• Your instructions:
Retype all material exactly. Pictures stay out of the copy.

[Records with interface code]
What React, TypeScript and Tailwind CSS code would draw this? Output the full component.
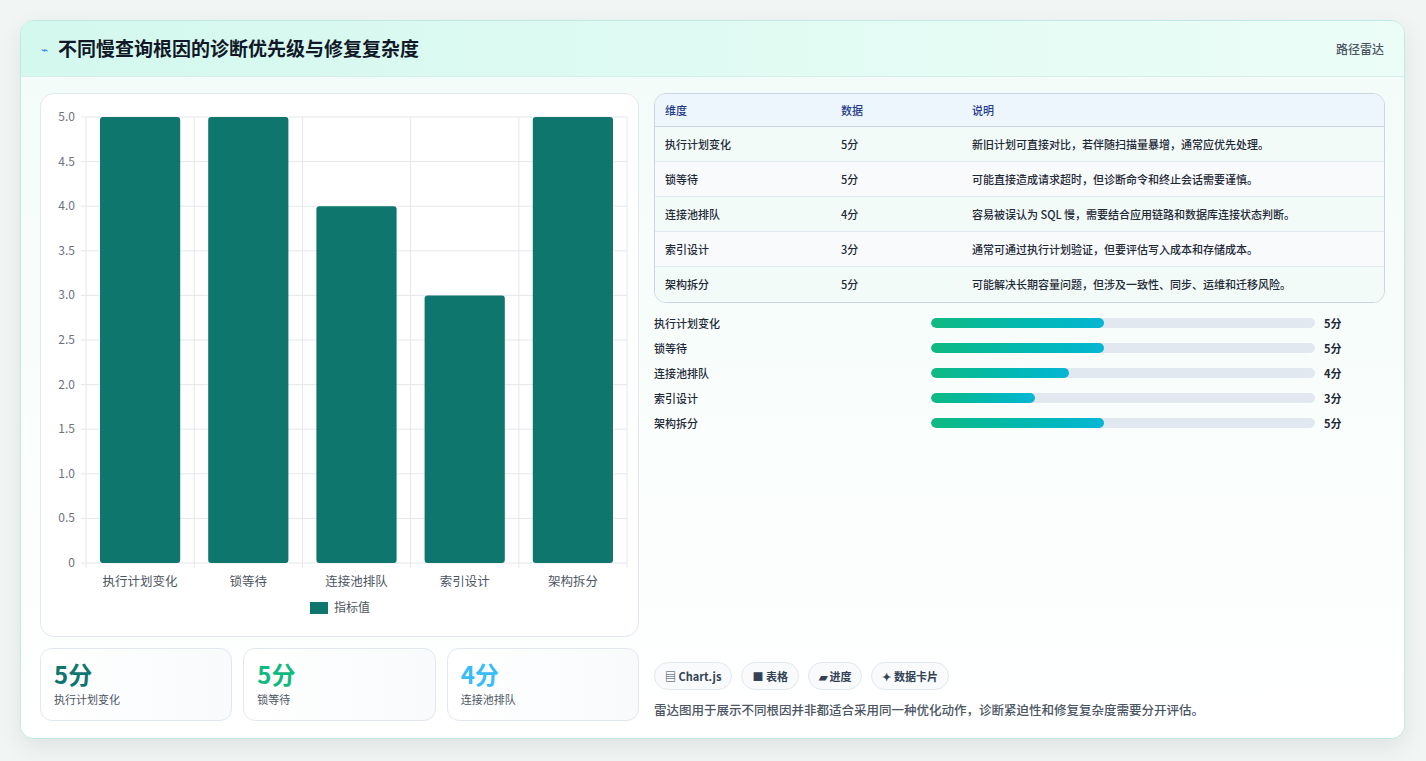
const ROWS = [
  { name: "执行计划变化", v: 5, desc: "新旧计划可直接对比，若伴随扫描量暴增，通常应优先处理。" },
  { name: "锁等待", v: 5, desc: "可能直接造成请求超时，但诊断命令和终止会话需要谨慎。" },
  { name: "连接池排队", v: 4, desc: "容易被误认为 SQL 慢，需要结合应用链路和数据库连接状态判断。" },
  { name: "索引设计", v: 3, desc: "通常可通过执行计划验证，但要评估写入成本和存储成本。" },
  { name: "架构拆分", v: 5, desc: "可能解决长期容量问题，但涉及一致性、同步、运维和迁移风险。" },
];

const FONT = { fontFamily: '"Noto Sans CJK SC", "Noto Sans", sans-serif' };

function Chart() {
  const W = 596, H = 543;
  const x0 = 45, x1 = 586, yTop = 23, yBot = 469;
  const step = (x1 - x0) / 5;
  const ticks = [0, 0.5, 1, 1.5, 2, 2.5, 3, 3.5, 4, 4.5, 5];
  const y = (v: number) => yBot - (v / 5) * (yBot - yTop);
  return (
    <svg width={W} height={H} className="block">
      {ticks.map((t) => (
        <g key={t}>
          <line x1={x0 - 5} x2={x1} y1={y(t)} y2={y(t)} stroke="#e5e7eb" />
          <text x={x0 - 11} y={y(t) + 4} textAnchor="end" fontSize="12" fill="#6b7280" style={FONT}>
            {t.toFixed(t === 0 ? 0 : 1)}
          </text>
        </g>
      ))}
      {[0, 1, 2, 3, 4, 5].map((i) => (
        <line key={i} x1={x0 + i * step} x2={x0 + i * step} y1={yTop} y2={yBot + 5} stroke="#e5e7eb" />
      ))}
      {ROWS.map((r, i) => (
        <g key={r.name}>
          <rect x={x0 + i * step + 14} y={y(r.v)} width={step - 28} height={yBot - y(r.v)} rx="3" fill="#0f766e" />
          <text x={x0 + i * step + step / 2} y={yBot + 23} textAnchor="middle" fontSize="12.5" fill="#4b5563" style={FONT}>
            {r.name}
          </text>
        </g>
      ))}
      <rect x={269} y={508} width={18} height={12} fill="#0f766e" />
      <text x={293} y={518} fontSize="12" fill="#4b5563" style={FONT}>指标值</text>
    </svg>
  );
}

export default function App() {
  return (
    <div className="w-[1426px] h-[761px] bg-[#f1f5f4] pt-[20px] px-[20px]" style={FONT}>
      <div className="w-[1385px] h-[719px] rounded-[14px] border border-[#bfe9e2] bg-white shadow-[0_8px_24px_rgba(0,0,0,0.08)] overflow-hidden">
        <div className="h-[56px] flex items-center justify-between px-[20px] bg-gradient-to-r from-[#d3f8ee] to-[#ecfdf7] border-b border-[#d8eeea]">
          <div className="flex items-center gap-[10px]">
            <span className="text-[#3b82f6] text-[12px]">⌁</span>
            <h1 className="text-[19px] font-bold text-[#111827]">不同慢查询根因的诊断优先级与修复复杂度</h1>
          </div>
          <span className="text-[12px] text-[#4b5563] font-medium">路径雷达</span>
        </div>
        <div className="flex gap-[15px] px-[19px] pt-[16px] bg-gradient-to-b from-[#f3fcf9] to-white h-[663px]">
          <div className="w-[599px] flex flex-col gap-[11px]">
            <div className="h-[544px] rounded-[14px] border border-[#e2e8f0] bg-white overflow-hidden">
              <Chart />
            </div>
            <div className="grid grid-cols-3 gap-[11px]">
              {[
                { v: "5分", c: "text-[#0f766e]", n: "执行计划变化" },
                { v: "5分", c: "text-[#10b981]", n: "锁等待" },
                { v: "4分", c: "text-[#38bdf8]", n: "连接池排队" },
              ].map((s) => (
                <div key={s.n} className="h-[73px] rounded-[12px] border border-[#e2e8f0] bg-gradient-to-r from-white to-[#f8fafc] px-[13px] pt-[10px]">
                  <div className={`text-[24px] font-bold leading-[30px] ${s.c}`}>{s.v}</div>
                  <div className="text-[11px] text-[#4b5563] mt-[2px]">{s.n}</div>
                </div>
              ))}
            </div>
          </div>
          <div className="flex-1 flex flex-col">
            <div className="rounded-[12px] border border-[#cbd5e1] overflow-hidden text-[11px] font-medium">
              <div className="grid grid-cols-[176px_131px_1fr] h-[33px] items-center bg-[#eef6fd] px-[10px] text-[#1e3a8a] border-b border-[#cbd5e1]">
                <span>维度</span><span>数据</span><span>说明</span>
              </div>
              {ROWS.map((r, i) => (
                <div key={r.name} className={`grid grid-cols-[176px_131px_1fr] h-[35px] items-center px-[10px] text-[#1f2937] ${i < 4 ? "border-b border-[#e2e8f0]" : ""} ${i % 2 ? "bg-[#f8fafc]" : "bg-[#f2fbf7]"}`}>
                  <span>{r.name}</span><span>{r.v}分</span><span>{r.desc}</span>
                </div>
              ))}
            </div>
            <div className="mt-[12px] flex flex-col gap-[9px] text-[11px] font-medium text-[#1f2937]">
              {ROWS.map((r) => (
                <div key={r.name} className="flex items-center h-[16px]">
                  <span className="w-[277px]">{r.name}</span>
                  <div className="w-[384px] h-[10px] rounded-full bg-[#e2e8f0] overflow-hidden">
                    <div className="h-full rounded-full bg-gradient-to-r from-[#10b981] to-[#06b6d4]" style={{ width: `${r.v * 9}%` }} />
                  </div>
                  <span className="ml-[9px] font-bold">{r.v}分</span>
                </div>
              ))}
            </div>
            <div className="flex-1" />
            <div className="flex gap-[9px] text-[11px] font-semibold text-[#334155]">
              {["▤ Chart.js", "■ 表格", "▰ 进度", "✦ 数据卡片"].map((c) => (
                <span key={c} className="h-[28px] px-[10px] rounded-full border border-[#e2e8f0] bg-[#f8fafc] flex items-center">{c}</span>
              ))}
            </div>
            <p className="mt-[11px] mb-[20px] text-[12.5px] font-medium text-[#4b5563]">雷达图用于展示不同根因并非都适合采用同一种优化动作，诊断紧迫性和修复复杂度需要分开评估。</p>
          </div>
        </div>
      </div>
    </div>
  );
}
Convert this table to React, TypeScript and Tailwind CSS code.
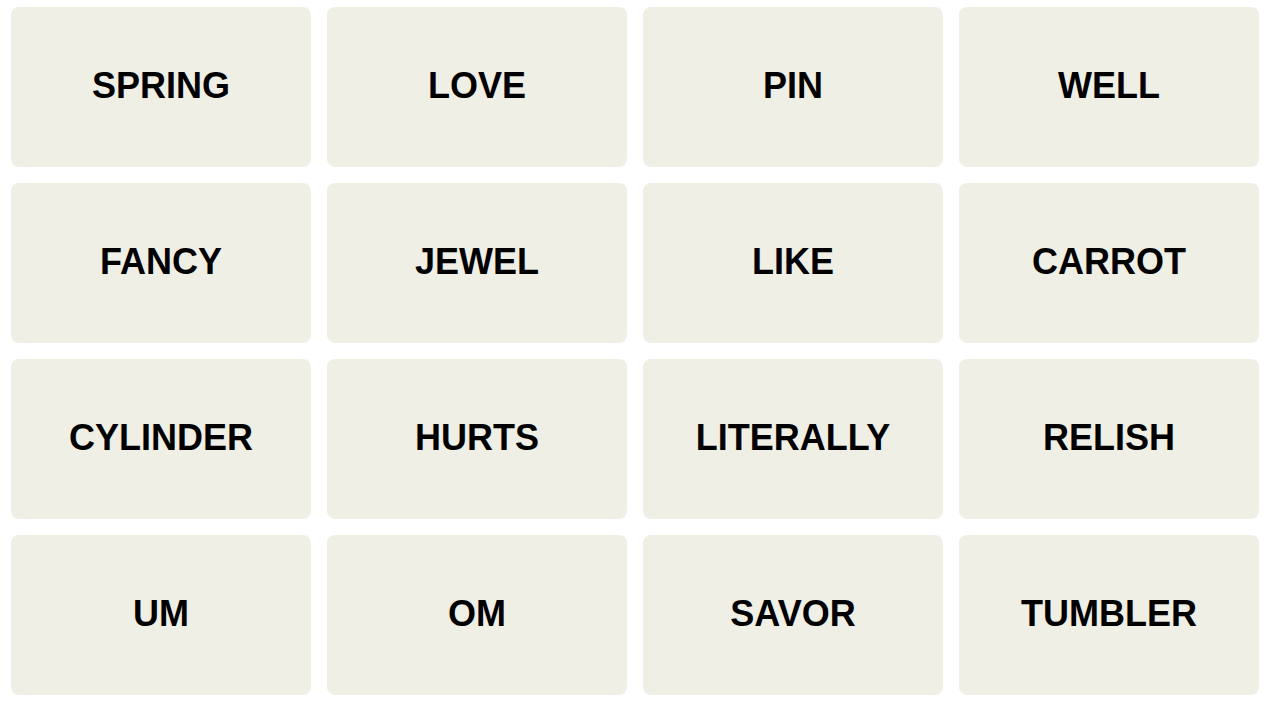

• Response to this task:
What React, TypeScript and Tailwind CSS code would draw this? Output the full component.
const ROWS = [
  { name: "执行计划变化", v: 5, desc: "新旧计划可直接对比，若伴随扫描量暴增，通常应优先处理。" },
  { name: "锁等待", v: 5, desc: "可能直接造成请求超时，但诊断命令和终止会话需要谨慎。" },
  { name: "连接池排队", v: 4, desc: "容易被误认为 SQL 慢，需要结合应用链路和数据库连接状态判断。" },
  { name: "索引设计", v: 3, desc: "通常可通过执行计划验证，但要评估写入成本和存储成本。" },
  { name: "架构拆分", v: 5, desc: "可能解决长期容量问题，但涉及一致性、同步、运维和迁移风险。" },
];

const FONT = { fontFamily: '"Noto Sans CJK SC", "Noto Sans", sans-serif' };

function Chart() {
  const W = 596, H = 543;
  const x0 = 45, x1 = 586, yTop = 23, yBot = 469;
  const step = (x1 - x0) / 5;
  const ticks = [0, 0.5, 1, 1.5, 2, 2.5, 3, 3.5, 4, 4.5, 5];
  const y = (v: number) => yBot - (v / 5) * (yBot - yTop);
  return (
    <svg width={W} height={H} className="block">
      {ticks.map((t) => (
        <g key={t}>
          <line x1={x0 - 5} x2={x1} y1={y(t)} y2={y(t)} stroke="#e5e7eb" />
          <text x={x0 - 11} y={y(t) + 4} textAnchor="end" fontSize="12" fill="#6b7280" style={FONT}>
            {t.toFixed(t === 0 ? 0 : 1)}
          </text>
        </g>
      ))}
      {[0, 1, 2, 3, 4, 5].map((i) => (
        <line key={i} x1={x0 + i * step} x2={x0 + i * step} y1={yTop} y2={yBot + 5} stroke="#e5e7eb" />
      ))}
      {ROWS.map((r, i) => (
        <g key={r.name}>
          <rect x={x0 + i * step + 14} y={y(r.v)} width={step - 28} height={yBot - y(r.v)} rx="3" fill="#0f766e" />
          <text x={x0 + i * step + step / 2} y={yBot + 23} textAnchor="middle" fontSize="12.5" fill="#4b5563" style={FONT}>
            {r.name}
          </text>
        </g>
      ))}
      <rect x={269} y={508} width={18} height={12} fill="#0f766e" />
      <text x={293} y={518} fontSize="12" fill="#4b5563" style={FONT}>指标值</text>
    </svg>
  );
}

export default function App() {
  return (
    <div className="w-[1426px] h-[761px] bg-[#f1f5f4] pt-[20px] px-[20px]" style={FONT}>
      <div className="w-[1385px] h-[719px] rounded-[14px] border border-[#bfe9e2] bg-white shadow-[0_8px_24px_rgba(0,0,0,0.08)] overflow-hidden">
        <div className="h-[56px] flex items-center justify-between px-[20px] bg-gradient-to-r from-[#d3f8ee] to-[#ecfdf7] border-b border-[#d8eeea]">
          <div className="flex items-center gap-[10px]">
            <span className="text-[#3b82f6] text-[12px]">⌁</span>
            <h1 className="text-[19px] font-bold text-[#111827]">不同慢查询根因的诊断优先级与修复复杂度</h1>
          </div>
          <span className="text-[12px] text-[#4b5563] font-medium">路径雷达</span>
        </div>
        <div className="flex gap-[15px] px-[19px] pt-[16px] bg-gradient-to-b from-[#f3fcf9] to-white h-[663px]">
          <div className="w-[599px] flex flex-col gap-[11px]">
            <div className="h-[544px] rounded-[14px] border border-[#e2e8f0] bg-white overflow-hidden">
              <Chart />
            </div>
            <div className="grid grid-cols-3 gap-[11px]">
              {[
                { v: "5分", c: "text-[#0f766e]", n: "执行计划变化" },
                { v: "5分", c: "text-[#10b981]", n: "锁等待" },
                { v: "4分", c: "text-[#38bdf8]", n: "连接池排队" },
              ].map((s) => (
                <div key={s.n} className="h-[73px] rounded-[12px] border border-[#e2e8f0] bg-gradient-to-r from-white to-[#f8fafc] px-[13px] pt-[10px]">
                  <div className={`text-[24px] font-bold leading-[30px] ${s.c}`}>{s.v}</div>
                  <div className="text-[11px] text-[#4b5563] mt-[2px]">{s.n}</div>
                </div>
              ))}
            </div>
          </div>
          <div className="flex-1 flex flex-col">
            <div className="rounded-[12px] border border-[#cbd5e1] overflow-hidden text-[11px] font-medium">
              <div className="grid grid-cols-[176px_131px_1fr] h-[33px] items-center bg-[#eef6fd] px-[10px] text-[#1e3a8a] border-b border-[#cbd5e1]">
                <span>维度</span><span>数据</span><span>说明</span>
              </div>
              {ROWS.map((r, i) => (
                <div key={r.name} className={`grid grid-cols-[176px_131px_1fr] h-[35px] items-center px-[10px] text-[#1f2937] ${i < 4 ? "border-b border-[#e2e8f0]" : ""} ${i % 2 ? "bg-[#f8fafc]" : "bg-[#f2fbf7]"}`}>
                  <span>{r.name}</span><span>{r.v}分</span><span>{r.desc}</span>
                </div>
              ))}
            </div>
            <div className="mt-[12px] flex flex-col gap-[9px] text-[11px] font-medium text-[#1f2937]">
              {ROWS.map((r) => (
                <div key={r.name} className="flex items-center h-[16px]">
                  <span className="w-[277px]">{r.name}</span>
                  <div className="w-[384px] h-[10px] rounded-full bg-[#e2e8f0] overflow-hidden">
                    <div className="h-full rounded-full bg-gradient-to-r from-[#10b981] to-[#06b6d4]" style={{ width: `${r.v * 9}%` }} />
                  </div>
                  <span className="ml-[9px] font-bold">{r.v}分</span>
                </div>
              ))}
            </div>
            <div className="flex-1" />
            <div className="flex gap-[9px] text-[11px] font-semibold text-[#334155]">
              {["▤ Chart.js", "■ 表格", "▰ 进度", "✦ 数据卡片"].map((c) => (
                <span key={c} className="h-[28px] px-[10px] rounded-full border border-[#e2e8f0] bg-[#f8fafc] flex items-center">{c}</span>
              ))}
            </div>
            <p className="mt-[11px] mb-[20px] text-[12.5px] font-medium text-[#4b5563]">雷达图用于展示不同根因并非都适合采用同一种优化动作，诊断紧迫性和修复复杂度需要分开评估。</p>
          </div>
        </div>
      </div>
    </div>
  );
}
Convert this table to React, TypeScript and Tailwind CSS code.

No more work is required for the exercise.